Coming back to the question of whether we as Christians are allowed to feel sad about God’s will, consider the example of Jesus in the Garden of Gethsemane. Matthew 26:37 tells us that Jesus was “sorrowful and troubled” in the hours leading up to His arrest; He even mentioned feeling “very sorrowful, even to death” (Matt. 26:38).
The Greek words used in these verses indicate Jesus felt distress, grief, intense sorrow, and heaviness. Now, Jesus knew the cross was before Him, and His death and resurrection had been God’s plan all along. Yet the experience of living out God’s will wasn’t all rainbows and sunshine for Him. It was the torture of being whipped, the humiliation of hanging naked on a cross, and the agony of death with His lungs filling with fluid while the nail piercings radiated pain and inhibited His movement. Do we expect someone in these circumstances to be proclaiming they feel #blessed?
In Matthew 26-27, Jesus felt negative emotions but was sinless in His expression of them. He also didn’t fake fine—either to Himself or to His close friends. But what Jesus did with His negative emotions is instructive for us—He went to God with His feelings and yielded Himself to the Father’s will.

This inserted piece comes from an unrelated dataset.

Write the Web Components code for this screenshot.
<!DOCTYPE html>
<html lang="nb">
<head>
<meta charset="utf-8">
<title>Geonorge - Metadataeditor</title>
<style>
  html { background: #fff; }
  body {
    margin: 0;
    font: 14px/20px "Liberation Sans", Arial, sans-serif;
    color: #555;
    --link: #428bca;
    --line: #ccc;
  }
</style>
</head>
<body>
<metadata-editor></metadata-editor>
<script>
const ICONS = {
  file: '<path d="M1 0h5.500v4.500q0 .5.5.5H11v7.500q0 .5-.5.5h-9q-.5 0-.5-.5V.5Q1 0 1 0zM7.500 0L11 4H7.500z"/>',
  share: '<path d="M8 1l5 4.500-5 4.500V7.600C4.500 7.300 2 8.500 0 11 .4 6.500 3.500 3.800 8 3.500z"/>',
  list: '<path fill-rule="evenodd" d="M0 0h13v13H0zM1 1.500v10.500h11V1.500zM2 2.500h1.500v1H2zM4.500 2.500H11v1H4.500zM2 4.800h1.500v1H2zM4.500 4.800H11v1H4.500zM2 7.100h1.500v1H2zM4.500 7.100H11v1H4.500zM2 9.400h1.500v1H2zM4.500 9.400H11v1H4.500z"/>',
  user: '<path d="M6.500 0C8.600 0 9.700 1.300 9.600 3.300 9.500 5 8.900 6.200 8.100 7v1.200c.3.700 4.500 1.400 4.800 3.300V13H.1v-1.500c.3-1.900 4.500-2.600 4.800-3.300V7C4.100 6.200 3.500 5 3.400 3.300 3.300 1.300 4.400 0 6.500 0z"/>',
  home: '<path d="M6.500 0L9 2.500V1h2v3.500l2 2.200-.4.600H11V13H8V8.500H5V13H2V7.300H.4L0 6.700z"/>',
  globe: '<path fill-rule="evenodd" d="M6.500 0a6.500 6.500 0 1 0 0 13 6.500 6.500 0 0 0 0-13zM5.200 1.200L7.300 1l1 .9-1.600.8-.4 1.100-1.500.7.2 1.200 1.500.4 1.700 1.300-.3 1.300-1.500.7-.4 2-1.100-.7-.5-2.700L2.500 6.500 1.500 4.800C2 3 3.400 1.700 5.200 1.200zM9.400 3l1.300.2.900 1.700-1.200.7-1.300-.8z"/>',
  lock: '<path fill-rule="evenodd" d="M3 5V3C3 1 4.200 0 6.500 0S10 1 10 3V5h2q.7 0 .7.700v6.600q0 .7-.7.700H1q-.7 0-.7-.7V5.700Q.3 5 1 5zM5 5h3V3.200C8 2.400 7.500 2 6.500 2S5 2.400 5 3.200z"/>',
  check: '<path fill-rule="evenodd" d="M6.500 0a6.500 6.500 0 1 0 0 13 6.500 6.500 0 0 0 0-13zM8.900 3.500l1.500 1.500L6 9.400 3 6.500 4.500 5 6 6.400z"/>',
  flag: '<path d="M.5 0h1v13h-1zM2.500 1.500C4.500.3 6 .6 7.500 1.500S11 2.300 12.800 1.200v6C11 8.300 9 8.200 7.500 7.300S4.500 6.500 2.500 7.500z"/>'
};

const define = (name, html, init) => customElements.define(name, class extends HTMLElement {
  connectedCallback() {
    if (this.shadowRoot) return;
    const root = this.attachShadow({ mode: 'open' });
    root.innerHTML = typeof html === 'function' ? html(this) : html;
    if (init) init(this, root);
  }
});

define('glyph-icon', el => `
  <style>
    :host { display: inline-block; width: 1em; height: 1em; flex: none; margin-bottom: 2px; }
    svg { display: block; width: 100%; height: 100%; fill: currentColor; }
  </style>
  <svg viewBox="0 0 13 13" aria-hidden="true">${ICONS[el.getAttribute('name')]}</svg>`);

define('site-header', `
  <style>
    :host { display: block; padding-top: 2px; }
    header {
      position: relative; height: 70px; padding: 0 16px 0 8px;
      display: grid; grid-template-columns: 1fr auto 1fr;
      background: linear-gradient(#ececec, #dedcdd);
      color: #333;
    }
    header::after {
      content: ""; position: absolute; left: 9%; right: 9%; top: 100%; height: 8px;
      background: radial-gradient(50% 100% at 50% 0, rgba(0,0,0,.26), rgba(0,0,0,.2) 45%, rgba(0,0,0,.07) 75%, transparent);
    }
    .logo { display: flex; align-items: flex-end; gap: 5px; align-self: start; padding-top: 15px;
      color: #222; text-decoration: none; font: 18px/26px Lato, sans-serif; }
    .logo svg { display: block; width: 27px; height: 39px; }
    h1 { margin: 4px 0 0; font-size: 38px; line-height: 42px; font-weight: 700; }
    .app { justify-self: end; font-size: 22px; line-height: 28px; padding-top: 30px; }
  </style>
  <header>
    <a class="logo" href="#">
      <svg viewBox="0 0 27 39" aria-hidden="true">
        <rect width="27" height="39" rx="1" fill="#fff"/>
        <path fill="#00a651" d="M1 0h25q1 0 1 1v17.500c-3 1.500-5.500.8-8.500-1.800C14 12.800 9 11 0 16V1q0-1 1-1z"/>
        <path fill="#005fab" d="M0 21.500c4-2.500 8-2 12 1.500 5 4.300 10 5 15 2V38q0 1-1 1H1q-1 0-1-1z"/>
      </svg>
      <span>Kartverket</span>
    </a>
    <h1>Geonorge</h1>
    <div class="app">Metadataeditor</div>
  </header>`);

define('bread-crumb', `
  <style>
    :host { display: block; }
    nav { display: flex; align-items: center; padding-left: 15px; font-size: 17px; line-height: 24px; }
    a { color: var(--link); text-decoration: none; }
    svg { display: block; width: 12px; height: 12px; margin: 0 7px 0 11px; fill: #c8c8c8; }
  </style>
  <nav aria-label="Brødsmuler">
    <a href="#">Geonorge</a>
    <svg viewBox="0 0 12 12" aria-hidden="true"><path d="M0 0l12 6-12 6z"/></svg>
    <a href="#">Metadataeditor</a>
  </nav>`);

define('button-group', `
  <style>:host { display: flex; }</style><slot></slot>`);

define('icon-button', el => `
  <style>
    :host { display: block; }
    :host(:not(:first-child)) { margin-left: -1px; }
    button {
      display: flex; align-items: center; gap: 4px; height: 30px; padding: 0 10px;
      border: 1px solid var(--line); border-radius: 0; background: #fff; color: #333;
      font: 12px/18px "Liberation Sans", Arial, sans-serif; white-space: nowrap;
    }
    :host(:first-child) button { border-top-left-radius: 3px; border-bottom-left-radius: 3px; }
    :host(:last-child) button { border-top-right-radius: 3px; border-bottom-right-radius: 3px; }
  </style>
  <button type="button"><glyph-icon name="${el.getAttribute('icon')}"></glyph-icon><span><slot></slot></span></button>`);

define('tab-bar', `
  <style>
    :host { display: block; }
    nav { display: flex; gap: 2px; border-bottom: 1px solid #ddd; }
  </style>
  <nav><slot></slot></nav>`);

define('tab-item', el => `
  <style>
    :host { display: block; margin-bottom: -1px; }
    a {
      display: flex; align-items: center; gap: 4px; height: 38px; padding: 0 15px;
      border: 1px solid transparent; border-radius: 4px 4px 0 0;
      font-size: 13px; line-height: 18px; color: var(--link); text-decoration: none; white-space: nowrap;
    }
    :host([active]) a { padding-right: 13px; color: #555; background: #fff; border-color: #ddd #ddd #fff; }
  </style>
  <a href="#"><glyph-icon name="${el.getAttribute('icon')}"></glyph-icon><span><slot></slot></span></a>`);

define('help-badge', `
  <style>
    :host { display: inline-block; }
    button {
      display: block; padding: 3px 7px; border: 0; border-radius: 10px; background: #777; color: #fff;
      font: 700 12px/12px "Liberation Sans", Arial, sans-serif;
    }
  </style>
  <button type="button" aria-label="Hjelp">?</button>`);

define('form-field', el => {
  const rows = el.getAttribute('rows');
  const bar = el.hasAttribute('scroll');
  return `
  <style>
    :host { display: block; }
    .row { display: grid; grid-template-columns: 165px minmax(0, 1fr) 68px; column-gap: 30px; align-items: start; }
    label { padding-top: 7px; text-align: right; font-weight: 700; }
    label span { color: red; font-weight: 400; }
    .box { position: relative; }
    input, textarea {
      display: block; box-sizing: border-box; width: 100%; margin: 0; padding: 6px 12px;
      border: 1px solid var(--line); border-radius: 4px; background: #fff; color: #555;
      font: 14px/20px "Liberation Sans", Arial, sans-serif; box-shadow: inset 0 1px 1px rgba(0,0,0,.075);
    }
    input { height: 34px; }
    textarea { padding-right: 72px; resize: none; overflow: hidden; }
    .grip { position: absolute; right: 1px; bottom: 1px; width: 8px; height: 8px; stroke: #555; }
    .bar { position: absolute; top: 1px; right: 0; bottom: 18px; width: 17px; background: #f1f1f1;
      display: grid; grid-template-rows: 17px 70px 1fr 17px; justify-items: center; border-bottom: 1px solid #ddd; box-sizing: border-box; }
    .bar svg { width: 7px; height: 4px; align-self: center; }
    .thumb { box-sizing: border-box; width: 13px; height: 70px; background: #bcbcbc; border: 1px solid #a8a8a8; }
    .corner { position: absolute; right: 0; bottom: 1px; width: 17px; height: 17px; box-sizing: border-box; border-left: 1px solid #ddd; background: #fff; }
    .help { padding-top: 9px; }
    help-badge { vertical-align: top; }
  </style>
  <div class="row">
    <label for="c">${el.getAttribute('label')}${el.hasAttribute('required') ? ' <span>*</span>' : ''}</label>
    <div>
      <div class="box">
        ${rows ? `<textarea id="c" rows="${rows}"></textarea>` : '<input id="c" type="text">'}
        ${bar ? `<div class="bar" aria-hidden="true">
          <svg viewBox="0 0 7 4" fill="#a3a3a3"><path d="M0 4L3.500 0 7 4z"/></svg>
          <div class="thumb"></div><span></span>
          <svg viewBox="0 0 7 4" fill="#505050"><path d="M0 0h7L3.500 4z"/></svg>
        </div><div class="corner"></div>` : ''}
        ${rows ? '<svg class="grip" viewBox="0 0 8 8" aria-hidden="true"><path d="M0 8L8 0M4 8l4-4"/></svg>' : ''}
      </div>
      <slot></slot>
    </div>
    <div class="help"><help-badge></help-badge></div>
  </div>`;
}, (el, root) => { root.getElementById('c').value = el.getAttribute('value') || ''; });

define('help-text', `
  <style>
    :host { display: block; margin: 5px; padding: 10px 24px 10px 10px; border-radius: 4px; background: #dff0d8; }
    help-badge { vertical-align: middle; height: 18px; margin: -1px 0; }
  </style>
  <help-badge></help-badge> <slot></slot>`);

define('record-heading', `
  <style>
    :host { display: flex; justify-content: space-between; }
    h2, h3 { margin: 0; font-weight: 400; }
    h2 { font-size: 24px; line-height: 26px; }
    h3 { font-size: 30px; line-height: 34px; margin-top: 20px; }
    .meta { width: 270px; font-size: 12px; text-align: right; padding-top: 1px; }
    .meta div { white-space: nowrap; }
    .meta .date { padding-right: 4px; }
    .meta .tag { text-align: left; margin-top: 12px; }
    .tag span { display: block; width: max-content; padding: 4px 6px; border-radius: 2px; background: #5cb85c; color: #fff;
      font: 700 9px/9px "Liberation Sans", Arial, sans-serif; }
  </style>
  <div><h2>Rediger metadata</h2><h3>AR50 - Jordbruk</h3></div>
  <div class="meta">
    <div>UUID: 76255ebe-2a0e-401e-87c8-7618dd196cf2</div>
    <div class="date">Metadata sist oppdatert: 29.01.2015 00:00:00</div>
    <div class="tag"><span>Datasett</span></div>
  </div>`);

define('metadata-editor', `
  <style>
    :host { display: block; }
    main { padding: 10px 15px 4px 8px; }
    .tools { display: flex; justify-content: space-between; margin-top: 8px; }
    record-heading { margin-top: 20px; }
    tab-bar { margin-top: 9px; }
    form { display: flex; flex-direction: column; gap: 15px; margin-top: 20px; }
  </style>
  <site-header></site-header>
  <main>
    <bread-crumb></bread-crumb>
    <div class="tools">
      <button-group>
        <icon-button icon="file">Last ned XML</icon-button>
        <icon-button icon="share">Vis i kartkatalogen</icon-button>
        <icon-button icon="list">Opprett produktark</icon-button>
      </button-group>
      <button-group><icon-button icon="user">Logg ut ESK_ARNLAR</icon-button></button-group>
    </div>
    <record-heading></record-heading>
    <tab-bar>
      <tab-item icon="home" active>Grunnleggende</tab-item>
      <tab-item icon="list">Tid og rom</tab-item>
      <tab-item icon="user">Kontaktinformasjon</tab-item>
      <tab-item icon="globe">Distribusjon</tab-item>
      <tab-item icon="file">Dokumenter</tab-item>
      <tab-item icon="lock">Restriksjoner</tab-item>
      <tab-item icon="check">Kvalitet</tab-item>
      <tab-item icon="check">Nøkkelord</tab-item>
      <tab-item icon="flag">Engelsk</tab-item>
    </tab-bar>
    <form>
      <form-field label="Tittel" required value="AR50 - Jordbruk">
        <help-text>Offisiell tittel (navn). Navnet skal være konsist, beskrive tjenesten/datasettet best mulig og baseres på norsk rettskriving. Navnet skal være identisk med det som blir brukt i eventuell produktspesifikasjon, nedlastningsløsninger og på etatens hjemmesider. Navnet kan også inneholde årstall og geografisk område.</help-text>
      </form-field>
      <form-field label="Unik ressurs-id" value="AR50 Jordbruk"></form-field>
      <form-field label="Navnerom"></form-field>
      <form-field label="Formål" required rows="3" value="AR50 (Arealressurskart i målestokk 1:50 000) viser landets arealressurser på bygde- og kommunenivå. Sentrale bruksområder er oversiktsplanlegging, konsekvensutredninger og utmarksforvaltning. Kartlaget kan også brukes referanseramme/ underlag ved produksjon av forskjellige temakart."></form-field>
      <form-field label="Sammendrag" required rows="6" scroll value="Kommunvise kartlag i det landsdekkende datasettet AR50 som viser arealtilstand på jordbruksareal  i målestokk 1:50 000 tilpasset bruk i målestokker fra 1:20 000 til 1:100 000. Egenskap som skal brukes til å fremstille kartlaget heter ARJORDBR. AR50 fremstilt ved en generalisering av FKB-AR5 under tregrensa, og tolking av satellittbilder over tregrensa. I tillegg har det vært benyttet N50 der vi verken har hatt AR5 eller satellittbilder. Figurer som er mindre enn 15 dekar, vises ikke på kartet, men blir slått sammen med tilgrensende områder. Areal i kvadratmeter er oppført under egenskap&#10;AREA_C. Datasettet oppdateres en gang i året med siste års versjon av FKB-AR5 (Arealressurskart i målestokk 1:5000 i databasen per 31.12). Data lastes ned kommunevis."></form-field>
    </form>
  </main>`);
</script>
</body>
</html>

“And going a little farther he fell on his face and prayed, saying, ‘My Father, if it be possible, let this cup pass from me; nevertheless, not as I will, but as you will.’”
“Again, for the second time, he went away and prayed, ‘My Father, if this cannot pass unless I drink it, your will be done.’”
Like Jesus, we can tell God that our circumstances aren’t our preference or desire as well as ask Him to change our situation. Whether it be our health, job situation, childlessness, singleness, or any other conditions, we can bring our requests to God, and we can be honest with Him about how we feel. (He already knows anyway, so we may as well acknowledge it to Him.)
We can lament the brokenness we experience in ourselves, our relationships, and our world. But in the midst of doing this, is there a sense of yielding to the Lord? In doing so, I’m acknowledging that I don’t know what God knows. I don’t know the purpose or the why. I don’t know the future. I don’t know the domino effects of decisions and circumstances. My understanding is limited; His isn’t.
I’m writing this in a week filled with grief and death. Hospice being called. Death of a friend’s dad. A young life cut short by cancer. Cancer aggressively ravaging the body of another dear one.
While there’s certainly hope, comfort, and peace because of Christ, this is a week of feeling helpless while watching loved ones suffer and feeling loss when they pass. But having peace and joy as a Christian doesn’t mean I must paste a fake smile on my face and pretend not to feel sad about cancer, COVID, and death.
Just because God uses our suffering doesn’t mean it’s part of His good design. And just because He allows suffering doesn’t mean He enjoys seeing His creation hurt. He didn’t relish watching His Son die on the cross. Neither does He take delight in our pain.
When we suffer, we should be careful not to allow our circumstances to interpret God but to let God’s Word guide us in interpreting our circumstances. Remembering truth about God and the gospel is part of what it looks like to pivot toward Him in our pain. Trusting in Him doesn’t mean we have to pretend everything is hunky-dory, for we can feel sad, have questions, and even wrestle with doubt and still be trusting in Him. Ultimately, we express our trust and hope when we turn to Him with our emotions and cares, believing Scripture when it says we can cast all our anxieties on God “because he cares for you” (1 Pet. 5:7).